Schulhoff’s musical trajectory underwent a major change in the early 1930s. In the upheavals of the late 1920s and early 1930s, with the rise of Fascism and, in January 1933, Hitler’s accession to the German chancellorship, Schulhoff turned more and more to the Communist Party and the Soviet Union, which he saw as a bulwark in the fight against Nazism. This tragic political confusion was not an individual error. It emerged from the whole world situation in which the isolation of the USSR and the growth of the Stalinist bureaucracy coincided with the Depression and new revolutionary crises that were betrayed by the Communist International. Millions of workers and intellectuals turned to the Soviet Union, associating it with the Russian Revolution, just as the Stalinists were preparing to exterminate virtually the entire leadership of the October 1917 struggle.

These were the circumstances under which Schulhoff voluntarily and enthusiastically embraced the doctrine of “socialist realism,” discarding his previous work in favor of an aesthetic that was overtly political and didactic and avoided the experimental or avant-garde.

The composer went so far as to compose a cantata based on the Communist Manifesto. He turned to large-scale works, composing his last five symphonies between 1933 and his death. The Third Symphony was dedicated to hunger strikers in Slovakia, the Fourth to fighters in the Spanish Civil War. The Fifth, while it has no formal program, is very much in the “heroic” mold acceptable to the Stalinists. Its four movements consist of two slow movements (an Andante followed by an Adagio), followed by two Allegro movements. The symphony is mostly martial, solemn, and tragic throughout. To this listener, it lacks the spark of the earlier works.

But there is also much to admire in this music. Disoriented though he may have been, “socialist realism” in the hands of this enormously talented and self-sacrificing artist is not the same as that which found expression in the work of Stalinist careerists and toadies. It is the difference between the powerful works composed by Dmitri Shostakovich that found favor with the Kremlin—the Fifth and Seventh Symphonies, for example—and the completely forgettable and abysmal work churned out by the “official” practitioners of socialist realism in the Soviet musical establishment.
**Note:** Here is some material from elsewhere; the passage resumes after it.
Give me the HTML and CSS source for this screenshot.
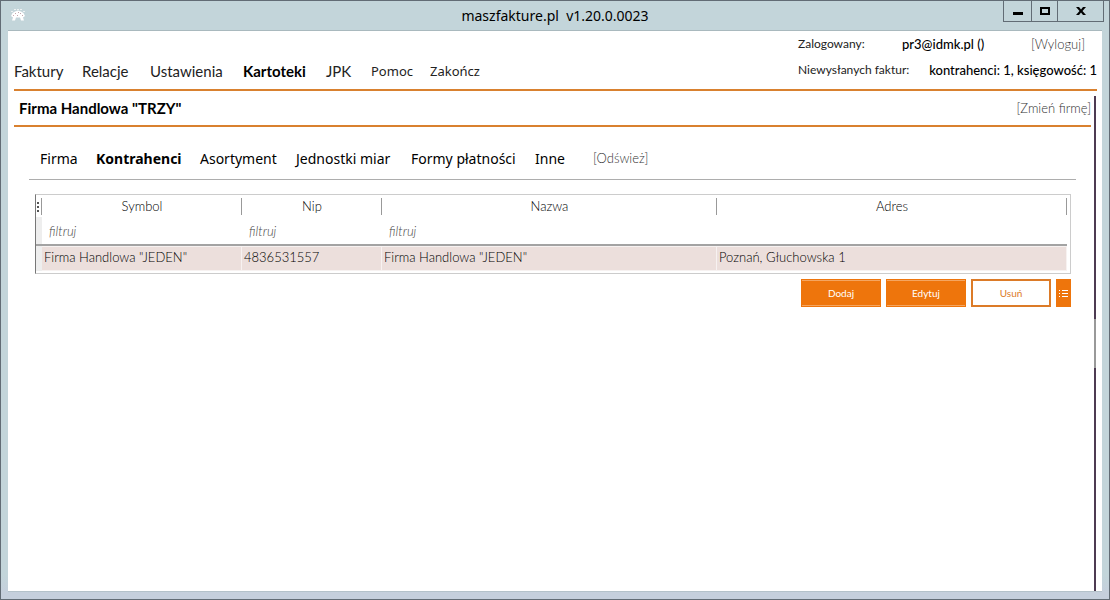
FILE: index.html
```html
<!DOCTYPE html>
<html lang="pl">
<head>
<meta charset="utf-8">
<meta name="viewport" content="width=device-width, initial-scale=1">
<title>maszfakture.pl</title>
<link rel="stylesheet" href="styles.css">
</head>
<body>
<div class="window">
  <header class="titlebar">
    <svg class="app-icon" width="16" height="14" viewBox="0 0 16 14" aria-hidden="true">
      <path class="shell" d="M2 12.500 3 9.500 1 8 2.500 5 5 3.500 8 2.500l3 1L13.500 5 15 8l-2 1.500 1 3h-3L10 9.500H6L5 12.500z"/>
      <path class="dots" d="M1 3h2v1H1zM4 1h2v1H4zM7 1h2v1H7zM10 1h2v1h-2zM13 3h2v1h-2z"/>
      <path class="marks" d="M5 5h1v1H5zM8 4h1v1H8zM10 5h1v1h-1zM3 7h1v1H3zM12 7h1v1h-1zM7 7h1v1H7z"/>
    </svg>
    <h1 class="title">maszfakture.pl&nbsp; v1.20.0.0023</h1>
    <div class="window-controls">
      <button class="control" type="button" aria-label="Minimalizuj"><svg width="12" height="10" viewBox="0 0 12 10"><path d="M1 6h10v3H1z"/></svg></button>
      <button class="control" type="button" aria-label="Maksymalizuj"><svg width="12" height="10" viewBox="0 0 12 10"><path fill-rule="evenodd" d="M1 1h10v8H1zM3 3v4h6V3z"/></svg></button>
      <button class="control control-close" type="button" aria-label="Zamknij"><svg width="12" height="10" viewBox="0 0 12 10"><path d="M1 1h3l2 2.500L8 1h3L7.500 5 11 9H8L6 6.500 4 9H1l3.500-4z"/></svg></button>
    </div>
  </header>
  <div class="client">
    <div class="topbar">
      <nav class="main-nav">
        <a href="#">Faktury</a>
        <a href="#">Relacje</a>
        <a href="#">Ustawienia</a>
        <a class="current" href="#">Kartoteki</a>
        <a href="#">JPK</a>
        <a class="system" href="#">Pomoc</a>
        <a class="system" href="#">Zakończ</a>
      </nav>
      <div class="account">
        <div class="account-row">
          <span class="account-label">Zalogowany:</span>
          <span class="login">pr3@idmk.pl ()</span>
          <a class="action logout" href="#">[Wyloguj]</a>
        </div>
        <div class="account-row">
          <span class="account-label">Niewysłanych faktur:</span>
          <strong class="pending">kontrahenci: 1, księgowość: 1</strong>
        </div>
      </div>
    </div>
    <div class="workspace">
      <main class="page">
        <div class="company">
          <h2 class="company-name">Firma Handlowa "TRZY"</h2>
          <a class="action" href="#">[Zmień firmę]</a>
        </div>
        <section class="card-file">
          <nav class="sub-nav">
            <a href="#">Firma</a>
            <a class="current" href="#">Kontrahenci</a>
            <a href="#">Asortyment</a>
            <a href="#">Jednostki miar</a>
            <a href="#">Formy płatności</a>
            <a href="#">Inne</a>
            <a class="action" href="#">[Odśwież]</a>
          </nav>
          <div class="list">
            <div class="grid-frame">
              <table class="grid">
                <colgroup><col class="c-handle"><col class="c-symbol"><col class="c-nip"><col class="c-name"><col></colgroup>
                <thead>
                  <tr class="heads">
                    <td class="handle"><svg width="4" height="12" viewBox="0 0 4 12" aria-hidden="true"><path d="M1 1h2v2H1zM1 5h2v2H1zM1 9h2v2H1z"/></svg></td>
                    <th scope="col">Symbol</th>
                    <th scope="col">Nip</th>
                    <th scope="col">Nazwa</th>
                    <th scope="col">Adres</th>
                  </tr>
                  <tr class="filters">
                    <td class="gutter"></td>
                    <td><input class="filter" type="text" placeholder="filtruj" aria-label="Symbol"></td>
                    <td><input class="filter" type="text" placeholder="filtruj" aria-label="Nip"></td>
                    <td><input class="filter" type="text" placeholder="filtruj" aria-label="Nazwa"></td>
                    <td></td>
                  </tr>
                </thead>
                <tbody>
                  <tr>
                    <td class="gutter"></td>
                    <td>Firma Handlowa "JEDEN"</td>
                    <td>4836531557</td>
                    <td>Firma Handlowa "JEDEN"</td>
                    <td>Poznań, Głuchowska 1</td>
                  </tr>
                </tbody>
              </table>
            </div>
            <div class="buttons">
              <button class="button" type="button">Dodaj</button>
              <button class="button" type="button">Edytuj</button>
              <button class="button button-outline" type="button">Usuń</button>
              <button class="button button-menu" type="button" aria-label="Menu"><svg width="9" height="9" viewBox="0 0 9 9"><path d="M0 1h1v1H0zM3 1h6v1H3zM0 4h1v1H0zM3 4h6v1H3zM0 7h1v1H0zM3 7h6v1H3z"/></svg></button>
            </div>
          </div>
        </section>
      </main>
      <div class="scroll-track"><div class="scroll-thumb"></div></div>
    </div>
  </div>
</div>
</body>
</html>
```
FILE: styles.css
```css
* { box-sizing: border-box; }

body {
  margin: 0;
  font-family: Lato, "Liberation Sans", sans-serif;
  font-size: 13px;
  font-weight: 300;
  line-height: 16px;
  color: #000;
}

a { color: inherit; text-decoration: none; white-space: nowrap; }

button { font: inherit; padding: 0; cursor: pointer; }

.window {
  display: flex;
  flex-direction: column;
  min-height: 100vh;
  padding: 0 7px 7px;
  border: 1px solid #626c75;
  background: linear-gradient(#c3d5da 96%, #c5cfdc 99%);
}

.titlebar {
  display: grid;
  grid-template-columns: 1fr auto 1fr;
  height: 29px;
}

.app-icon { margin: 7px 0 0 2px; }
.shell { fill: #fff; }
.dots { fill: #edf1f2; }
.marks { fill: #c4a9ae; }

.title {
  margin: 0;
  font: 14px/30px "Noto Sans", sans-serif;
  white-space: nowrap;
}

.window-controls {
  display: grid;
  grid-template-columns: 27px 26px 46px;
  justify-self: end;
  height: 21px;
  margin-right: -2px;
  border: 1px solid #626c75;
  border-top: 0;
}

.control {
  display: grid;
  place-items: center;
  border: 0;
  background: none;
}

.control + .control { border-left: 1px solid #626c75; }

.client {
  display: flex;
  flex: 1;
  flex-direction: column;
  padding: 0 5px 0 6px;
  border-bottom: 1px solid #b4c2ca;
  border-top: 1px solid #a9b9be;
  background: #fff;
}

.topbar {
  display: flex;
  align-items: flex-end;
  justify-content: space-between;
  height: 60px;
  border-bottom: 2px solid #d9812f;
}

.main-nav {
  display: grid;
  grid-template-columns: 68px 68px 93px 83px 45px 59px auto;
  padding-bottom: 8px;
  font-size: 15px;
  font-weight: 400;
  line-height: 20px;
}

.main-nav a { color: #222; }
.main-nav .current, .sub-nav .current { font-weight: 700; color: #000; }

.main-nav .system { font-family: "Noto Sans", sans-serif; font-size: 13px; }

.account {
  display: grid;
  gap: 10px;
  width: 299px;
  padding-bottom: 11px;
}

.account-row { display: flex; justify-content: space-between; white-space: nowrap; }

.account-label { width: 104px; font-size: 12px; font-weight: 400; color: #222; }
.login { margin-right: auto; }
.login, .pending { font-size: 13px; font-weight: 500; }
.logout { margin-right: 12px; }
.action { color: #333; font-size: 13px; }

.workspace {
  display: flex;
  flex: 1;
  gap: 3px;
  padding-right: 1px;
}

.page { flex: 1; min-width: 0; }

.company {
  display: flex;
  align-items: center;
  justify-content: space-between;
  height: 36px;
  padding: 0 0 1px 5px;
  border-bottom: 2px solid #d9812f;
}

.company-name { margin: 0; font-size: 15px; line-height: 20px; }

.card-file { padding: 20px 15px 0; }

.sub-nav {
  display: grid;
  grid-template-columns: 56px 104px 96px 115px 124px 58px auto;
  align-items: center;
  height: 33px;
  padding: 0 0 8px 11px;
  border-bottom: 1px solid #adadad;
  font: 14px/20px "Noto Sans", sans-serif;
}

.sub-nav .action { padding-bottom: 2px; font-family: Lato, sans-serif; font-weight: 300; }

.list { padding: 14px 5px 0 6px; }

.grid-frame {
  padding: 1px 3px 2px 0;
  border: 1px solid #ccc;
  border-left-color: #777;
}

.grid {
  width: 100%;
  table-layout: fixed;
  border-collapse: separate;
  border-spacing: 0;
  font-size: 13px;
}

.c-handle { width: 6px; }
.c-symbol { width: 200px; }
.c-nip { width: 140px; }
.c-name { width: 335px; }

.grid td, .grid th { padding: 0; }

.heads { height: 21px; }
.grid .heads th { padding-bottom: 1px; font-weight: 300; }

.heads th, .handle {
  background: linear-gradient(#999, #999) right 2px / 1px 17px no-repeat;
}

.handle svg { display: block; fill: #555; }

.filters td { height: 29px; border-bottom: 2px solid #a3a3a3; }

.gutter { background: #eee; }

.filter {
  display: block;
  width: 100%;
  height: 26px;
  padding: 0 7px;
  border: 0;
  background: none;
  font: inherit;
}

.filter::placeholder { color: #444; font-style: italic; opacity: 1; }

.grid tbody td { height: 25px; padding: 0 0 4px 2px; white-space: nowrap; }

.grid tbody td:not(.gutter) {
  border: 1px solid #f7f2f1;
  border-left: 0;
  background: #ecdfdc;
}

.buttons {
  display: flex;
  justify-content: flex-end;
  gap: 5px;
  padding-top: 5px;
}

.button {
  width: 80px;
  height: 28px;
  border: 1px solid #ee750c;
  background: #ee750c;
  box-shadow: inset 0 1px #f5a55f, inset 0 -1px #f5a55f;
  color: #fff;
  font-size: 10px;
  font-weight: 400;
}

.button-outline {
  border: 2px solid #dc7b28;
  background: #fff;
  box-shadow: none;
  color: #dc7b28;
}

.button-menu { display: grid; place-items: center; width: 15px; box-shadow: none; }
.button-menu svg { fill: #fff; }

.scroll-track {
  display: grid;
  grid-template-rows: 45fr 10fr 45fr;
  width: 2px;
  margin-top: 5px;
  background: #4d3b52;
}

.scroll-thumb { grid-row: 2; background: #999; }
```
Schulhoff’s Fifth Symphony was composed between February 1938 and May 1939. The composer took Soviet citizenship, but hesitated to emigrate to the USSR. He was unable to find work after the Nazi takeover of Czechoslovakia, and was arrested the day after the German invasion of the Soviet Union in June 1941. He died in the Wulzburg concentration camp 14 months later, on August 18, 1942.

The recovery of the musical heritage of Erwin Schulhoff and some of his contemporaries involves more than simply the opportunity to appreciate forgotten compositions. As James Conlon explains in his program note: “I believe this entire ‘lost generation’ embodies a spirit that needs to be heard. The creativity of the first half of the 20th century is far richer than we think. Alongside Stravinsky, Strauss and other major and more fortunate figures, the varied voices of those composers, from Berlin, Vienna, Prague, and Budapest, whether Jewish, dissident or immigrant, reveals much about the musical ferment of their time.... [Schulhoff] reflects the artistic milieu of the young Socialist, Jewish intellectuals of the period spanning from the First World War to early 1940s.... By keeping alive the music of the victims of totalitarianism, we deny those regimes any posthumous victory. The revival of this music can serve as a reminder to resist any contemporary or future impulse to define artistic standards on the basis of a racist or exclusionary ideology....”

Conlon is raising some extremely important and complex issues. The triumph of academic serialism as the “only” acceptable form of modern music for much of the last half of the twentieth century is bound up with the loss of composers who sought other paths. Schulhoff and others, for whom there was no gulf at all between their work and their audience, were forgotten or ignored. It is not only that Schulhoff himself was gone. The political disappointments, and especially the role of Stalinism, were used to argue that any attempt to compose for a mass audience, to educate a mass audience, was hopeless and would lead only to disaster. “Serious” music was only for the elite, and the masses needed and deserved only what was dished out to them by the world of capitalist commerce.

There is a kind of parallel, although obviously only a very rough one, between the worlds of avant-garde music and politics. Just as it is conventional wisdom to proclaim today that “socialism is dead,” it is fashionable in some circles to say that classical music is dead—that it has given way, on the one hand, to “modern” music that is heard by almost no one outside of those who compose it, and on the other, to increasingly “dumbed-down” music for the larger audience.

Music is without a doubt the most abstract of art forms, and the imposition of political or programmatic content on a musical composition is antithetical to the integrity with which the creative artist must proceed. But that does not mean that the composer should cut himself or herself off from the world. Schulhoff’s creative trajectory is a complicated one. In the end, his struggle was cut short prematurely. There is much to be learned from the effort to develop a musical language that reflects the real world, with an emotional content that engages the listener

The classical music tradition hasn’t simply died or disappeared. Conlon and other musicians are insisting on the need to recover the actual history of cultural ferment and struggle of the twentieth century, and to learn from this history. The same can and must be said of politics, of course. We should consider, in this context, just why the issue of the near-forgotten musical avant-garde arises today. It is unquestionably connected to a growing awareness, even if indirectly and only dimly perceived at first, that the unresolved political issues of the twentieth century are once again being posed in the twenty-first.